Work to complete
Without the pictures, repeat the listing character for character.

· · · · · · ·

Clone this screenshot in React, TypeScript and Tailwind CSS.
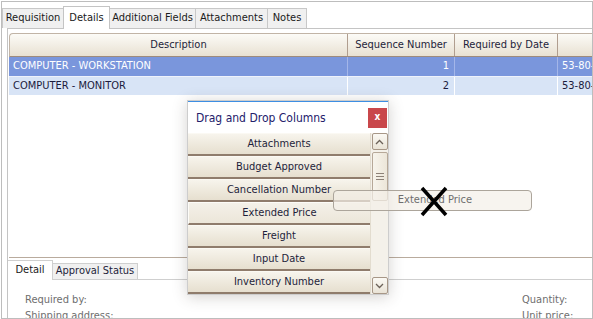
import React from "react";

const FONT = '"DejaVu Sans Condensed", "Liberation Sans", sans-serif';

const topTabs = [
  { label: "Requisition", w: 62, active: false },
  { label: "Details", w: 47, active: true },
  { label: "Additional Fields", w: 87, active: false },
  { label: "Attachments", w: 73, active: false },
  { label: "Notes", w: 40, active: false },
];

const items = [
  "Attachments",
  "Budget Approved",
  "Cancellation Number",
  "Extended Price",
  "Freight",
  "Input Date",
  "Inventory Number",
];

function TopTabs() {
  return (
    <div className="shrink-0 flex items-end h-[26px]">
      {topTabs.map((t, i) =>
        t.active ? (
          <div
            key={t.label}
            style={{ width: t.w }}
            className="relative z-10 -mb-[1px] h-[23px] bg-white border border-b-0 border-[#c4c4c4] flex items-start justify-center pt-[3px] text-[11px] text-[#1a1a1a] -ml-[1px]"
          >
            {t.label}
          </div>
        ) : (
          <div
            key={t.label}
            style={{ width: t.w }}
            className={
              "h-[20px] bg-[#f0f0f0] border border-b-0 border-[#c8c8c8] flex items-center justify-center text-[11px] text-[#1a1a1a] " +
              (i === 0 ? "" : "-ml-[1px]")
            }
          >
            {t.label}
          </div>
        )
      )}
    </div>
  );
}

function Grid() {
  return (
    <div className="h-[225px] border-b border-[#b9ab9d] flex flex-col bg-white overflow-hidden">
      <div className="shrink-0 flex h-[24px] rounded-tl-[4px] border-l border-t border-[#c1b4a6] border-b border-b-[#9e8b7c] bg-gradient-to-b from-[#fcfbf7] to-[#e8e1d2] text-[11px] text-[#1e1e3a]">
        <div className="shrink-0 w-[338px] flex items-center justify-center border-r border-[#b09e8f]">Description</div>
        <div className="shrink-0 w-[107px] flex items-center justify-center border-r border-[#b09e8f]">Sequence Number</div>
        <div className="shrink-0 w-[103px] flex items-center justify-center border-r border-[#b09e8f]">Required by Date</div>
        <div className="flex-1"></div>
      </div>
      <div className="shrink-0 flex h-[19px] bg-[#7a96dc] text-white text-[11px] whitespace-nowrap">
        <div className="shrink-0 w-[339px] flex items-center pl-[4px] border-r border-[#a4b6e9]">COMPUTER - WORKSTATION</div>
        <div className="shrink-0 w-[107px] flex items-center justify-end pr-[5px] border-r border-[#a4b6e9]">1</div>
        <div className="shrink-0 w-[103px] border-r border-[#a4b6e9]"></div>
        <div className="flex-1 min-w-0 overflow-hidden flex items-center pl-[4px]">53-80-</div>
      </div>
      <div className="shrink-0 flex h-[19px] bg-[#d8e4f6] text-[#1b1b3d] text-[11px] border-t border-[#eef2fb] whitespace-nowrap">
        <div className="shrink-0 w-[339px] flex items-center pl-[4px] border-r border-white">COMPUTER - MONITOR</div>
        <div className="shrink-0 w-[107px] flex items-center justify-end pr-[5px] border-r border-white">2</div>
        <div className="shrink-0 w-[103px] border-r border-white"></div>
        <div className="flex-1 min-w-0 overflow-hidden flex items-center pl-[4px]">53-80-</div>
      </div>
      <div className="flex-1"></div>
    </div>
  );
}

function Chevron({ up }: { up: boolean }) {
  return (
    <svg width="9" height="6" viewBox="0 0 9 6">
      <path
        d={up ? "M1 5 L4.5 1.5 L8 5" : "M1 1 L4.5 4.5 L8 1"}
        fill="none"
        stroke="#6b6158"
        strokeWidth="1.3"
      />
    </svg>
  );
}

function Popup() {
  return (
    <div className="absolute left-[187px] top-[100px] w-[202px] border border-[#cdcdcd] bg-white shadow-[0_2px_14px_rgba(60,50,40,0.22)]">
      <div className="h-[32px] border-t border-[#3d8ee3] bg-white flex items-start justify-between">
        <div className="pl-[8px] pt-[7px] text-[12px] text-[#23206a]">Drag and Drop Columns</div>
        <div className="mt-[6px] mr-[1px] w-[19px] h-[20px] bg-[#c9474b] flex items-center justify-center text-white text-[10px] font-bold leading-none pb-[2px]">
          x
        </div>
      </div>
      <div className="flex">
        <div className="w-[182px] flex flex-col">
          {items.map((it) => (
            <div
              key={it}
              className={
                "h-[23px] border-b-2 border-[#8f7c6c] flex items-center justify-center text-[11px] text-[#1e1e3a] " +
                (it === "Extended Price"
                  ? "bg-gradient-to-b from-[#f4f1e9] to-[#ece6d9] border-l border-l-[#fdfcf8] border-t border-t-[#fdfcf8]"
                  : "bg-gradient-to-b from-[#f7f4ec] to-[#e6dfcf] border-t border-t-[#fbf9f3]")
              }
            >
              {it}
            </div>
          ))}
        </div>
        <div className="w-[18px] bg-[#f4f1ea] border-l border-[#e2dccf] flex flex-col items-center">
          <div className="w-[16px] h-[17px] rounded-[2px] border border-[#a79787] bg-gradient-to-b from-[#fbf9f4] to-[#e9e3d6] flex items-center justify-center">
            <Chevron up={true} />
          </div>
          <div className="mt-[2px] w-[16px] h-[49px] rounded-[2px] border border-[#b6a898] bg-gradient-to-r from-[#f7f4ec] to-[#ece6d9] flex flex-col items-center justify-center gap-[2px]">
            <div className="w-[8px] h-[1px] bg-[#8c8177]"></div>
            <div className="w-[8px] h-[1px] bg-[#8c8177]"></div>
            <div className="w-[8px] h-[1px] bg-[#8c8177]"></div>
          </div>
          <div className="flex-1"></div>
          <div className="w-[16px] h-[17px] rounded-[2px] border border-[#a79787] bg-gradient-to-b from-[#fbf9f4] to-[#e9e3d6] flex items-center justify-center">
            <Chevron up={false} />
          </div>
        </div>
      </div>
    </div>
  );
}

export default function App() {
  return (
    <div
      className="relative w-[593px] h-[319px] bg-white overflow-hidden"
      style={{ fontFamily: FONT }}
    >
      <div className="ml-[1px] mt-[1px] w-[592px] h-[318px] border border-[#bdbdbd] flex flex-col overflow-hidden">
        <TopTabs />
        <div className="shrink-0 ml-[5px] h-[230px] border-l border-t border-[#c4c4c4] pl-[1px] pt-[4px]">
          <Grid />
        </div>
        <div className="ml-[5px] flex-1 min-h-0 overflow-hidden border-l border-[#c4c4c4] flex flex-col pt-[2px]">
          <div className="shrink-0 flex items-end h-[20px] border-b border-[#cfcfcf]">
            <div className="relative z-10 -mb-[1px] w-[45px] h-[20px] bg-white border-r border-t border-[#cfcfcf] flex items-center justify-center text-[11px] text-[#1a1a1a]">
              Detail
            </div>
            <div className="w-[85px] h-[16px] bg-[#f0f0f0] border-r border-t border-[#cfcfcf] flex items-center justify-center text-[11px] text-[#1e1e3a]">
              Approval Status
            </div>
          </div>
          <div className="shrink-0 flex justify-between pt-[12px] text-[11px] text-[#6e6e6e] leading-[16px]">
            <div className="pl-[17px] flex flex-col">
              <span>Required by:</span>
              <span>Shipping address:</span>
            </div>
            <div className="w-[70px] flex flex-col">
              <span>Quantity:</span>
              <span>Unit price:</span>
            </div>
          </div>
        </div>
      </div>

      <Popup />

      <div className="absolute left-[333px] top-[190px] w-[199px] h-[21px] rounded-[4px] border border-[#aca59b] bg-[#f3f0e8]/70 flex items-center justify-center pl-[5px] text-[11px] text-[#6e6e6e]">
        Extended Price
      </div>
      <svg className="absolute left-[419px] top-[186px]" width="30" height="31" viewBox="0 0 30 31">
        <path d="M3 2 L27 29 M27 2 L3 29" stroke="#000" strokeWidth="3.5" />
      </svg>
    </div>
  );
}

· · · · · · ·

Solution
Clone this screenshot in React, TypeScript and Tailwind CSS.
import React from "react";

const FONT = '"DejaVu Sans Condensed", "Liberation Sans", sans-serif';

const topTabs = [
  { label: "Requisition", w: 62, active: false },
  { label: "Details", w: 47, active: true },
  { label: "Additional Fields", w: 87, active: false },
  { label: "Attachments", w: 73, active: false },
  { label: "Notes", w: 40, active: false },
];

const items = [
  "Attachments",
  "Budget Approved",
  "Cancellation Number",
  "Extended Price",
  "Freight",
  "Input Date",
  "Inventory Number",
];

function TopTabs() {
  return (
    <div className="shrink-0 flex items-end h-[26px]">
      {topTabs.map((t, i) =>
        t.active ? (
          <div
            key={t.label}
            style={{ width: t.w }}
            className="relative z-10 -mb-[1px] h-[23px] bg-white border border-b-0 border-[#c4c4c4] flex items-start justify-center pt-[3px] text-[11px] text-[#1a1a1a] -ml-[1px]"
          >
            {t.label}
          </div>
        ) : (
          <div
            key={t.label}
            style={{ width: t.w }}
            className={
              "h-[20px] bg-[#f0f0f0] border border-b-0 border-[#c8c8c8] flex items-center justify-center text-[11px] text-[#1a1a1a] " +
              (i === 0 ? "" : "-ml-[1px]")
            }
          >
            {t.label}
          </div>
        )
      )}
    </div>
  );
}

function Grid() {
  return (
    <div className="h-[225px] border-b border-[#b9ab9d] flex flex-col bg-white overflow-hidden">
      <div className="shrink-0 flex h-[24px] rounded-tl-[4px] border-l border-t border-[#c1b4a6] border-b border-b-[#9e8b7c] bg-gradient-to-b from-[#fcfbf7] to-[#e8e1d2] text-[11px] text-[#1e1e3a]">
        <div className="shrink-0 w-[338px] flex items-center justify-center border-r border-[#b09e8f]">Description</div>
        <div className="shrink-0 w-[107px] flex items-center justify-center border-r border-[#b09e8f]">Sequence Number</div>
        <div className="shrink-0 w-[103px] flex items-center justify-center border-r border-[#b09e8f]">Required by Date</div>
        <div className="flex-1"></div>
      </div>
      <div className="shrink-0 flex h-[19px] bg-[#7a96dc] text-white text-[11px] whitespace-nowrap">
        <div className="shrink-0 w-[339px] flex items-center pl-[4px] border-r border-[#a4b6e9]">COMPUTER - WORKSTATION</div>
        <div className="shrink-0 w-[107px] flex items-center justify-end pr-[5px] border-r border-[#a4b6e9]">1</div>
        <div className="shrink-0 w-[103px] border-r border-[#a4b6e9]"></div>
        <div className="flex-1 min-w-0 overflow-hidden flex items-center pl-[4px]">53-80-</div>
      </div>
      <div className="shrink-0 flex h-[19px] bg-[#d8e4f6] text-[#1b1b3d] text-[11px] border-t border-[#eef2fb] whitespace-nowrap">
        <div className="shrink-0 w-[339px] flex items-center pl-[4px] border-r border-white">COMPUTER - MONITOR</div>
        <div className="shrink-0 w-[107px] flex items-center justify-end pr-[5px] border-r border-white">2</div>
        <div className="shrink-0 w-[103px] border-r border-white"></div>
        <div className="flex-1 min-w-0 overflow-hidden flex items-center pl-[4px]">53-80-</div>
      </div>
      <div className="flex-1"></div>
    </div>
  );
}

function Chevron({ up }: { up: boolean }) {
  return (
    <svg width="9" height="6" viewBox="0 0 9 6">
      <path
        d={up ? "M1 5 L4.5 1.5 L8 5" : "M1 1 L4.5 4.5 L8 1"}
        fill="none"
        stroke="#6b6158"
        strokeWidth="1.3"
      />
    </svg>
  );
}

function Popup() {
  return (
    <div className="absolute left-[187px] top-[100px] w-[202px] border border-[#cdcdcd] bg-white shadow-[0_2px_14px_rgba(60,50,40,0.22)]">
      <div className="h-[32px] border-t border-[#3d8ee3] bg-white flex items-start justify-between">
        <div className="pl-[8px] pt-[7px] text-[12px] text-[#23206a]">Drag and Drop Columns</div>
        <div className="mt-[6px] mr-[1px] w-[19px] h-[20px] bg-[#c9474b] flex items-center justify-center text-white text-[10px] font-bold leading-none pb-[2px]">
          x
        </div>
      </div>
      <div className="flex">
        <div className="w-[182px] flex flex-col">
          {items.map((it) => (
            <div
              key={it}
              className={
                "h-[23px] border-b-2 border-[#8f7c6c] flex items-center justify-center text-[11px] text-[#1e1e3a] " +
                (it === "Extended Price"
                  ? "bg-gradient-to-b from-[#f4f1e9] to-[#ece6d9] border-l border-l-[#fdfcf8] border-t border-t-[#fdfcf8]"
                  : "bg-gradient-to-b from-[#f7f4ec] to-[#e6dfcf] border-t border-t-[#fbf9f3]")
              }
            >
              {it}
            </div>
          ))}
        </div>
        <div className="w-[18px] bg-[#f4f1ea] border-l border-[#e2dccf] flex flex-col items-center">
          <div className="w-[16px] h-[17px] rounded-[2px] border border-[#a79787] bg-gradient-to-b from-[#fbf9f4] to-[#e9e3d6] flex items-center justify-center">
            <Chevron up={true} />
          </div>
          <div className="mt-[2px] w-[16px] h-[49px] rounded-[2px] border border-[#b6a898] bg-gradient-to-r from-[#f7f4ec] to-[#ece6d9] flex flex-col items-center justify-center gap-[2px]">
            <div className="w-[8px] h-[1px] bg-[#8c8177]"></div>
            <div className="w-[8px] h-[1px] bg-[#8c8177]"></div>
            <div className="w-[8px] h-[1px] bg-[#8c8177]"></div>
          </div>
          <div className="flex-1"></div>
          <div className="w-[16px] h-[17px] rounded-[2px] border border-[#a79787] bg-gradient-to-b from-[#fbf9f4] to-[#e9e3d6] flex items-center justify-center">
            <Chevron up={false} />
          </div>
        </div>
      </div>
    </div>
  );
}

export default function App() {
  return (
    <div
      className="relative w-[593px] h-[319px] bg-white overflow-hidden"
      style={{ fontFamily: FONT }}
    >
      <div className="ml-[1px] mt-[1px] w-[592px] h-[318px] border border-[#bdbdbd] flex flex-col overflow-hidden">
        <TopTabs />
        <div className="shrink-0 ml-[5px] h-[230px] border-l border-t border-[#c4c4c4] pl-[1px] pt-[4px]">
          <Grid />
        </div>
        <div className="ml-[5px] flex-1 min-h-0 overflow-hidden border-l border-[#c4c4c4] flex flex-col pt-[2px]">
          <div className="shrink-0 flex items-end h-[20px] border-b border-[#cfcfcf]">
            <div className="relative z-10 -mb-[1px] w-[45px] h-[20px] bg-white border-r border-t border-[#cfcfcf] flex items-center justify-center text-[11px] text-[#1a1a1a]">
              Detail
            </div>
            <div className="w-[85px] h-[16px] bg-[#f0f0f0] border-r border-t border-[#cfcfcf] flex items-center justify-center text-[11px] text-[#1e1e3a]">
              Approval Status
            </div>
          </div>
          <div className="shrink-0 flex justify-between pt-[12px] text-[11px] text-[#6e6e6e] leading-[16px]">
            <div className="pl-[17px] flex flex-col">
              <span>Required by:</span>
              <span>Shipping address:</span>
            </div>
            <div className="w-[70px] flex flex-col">
              <span>Quantity:</span>
              <span>Unit price:</span>
            </div>
          </div>
        </div>
      </div>

      <Popup />

      <div className="absolute left-[333px] top-[190px] w-[199px] h-[21px] rounded-[4px] border border-[#aca59b] bg-[#f3f0e8]/70 flex items-center justify-center pl-[5px] text-[11px] text-[#6e6e6e]">
        Extended Price
      </div>
      <svg className="absolute left-[419px] top-[186px]" width="30" height="31" viewBox="0 0 30 31">
        <path d="M3 2 L27 29 M27 2 L3 29" stroke="#000" strokeWidth="3.5" />
      </svg>
    </div>
  );
}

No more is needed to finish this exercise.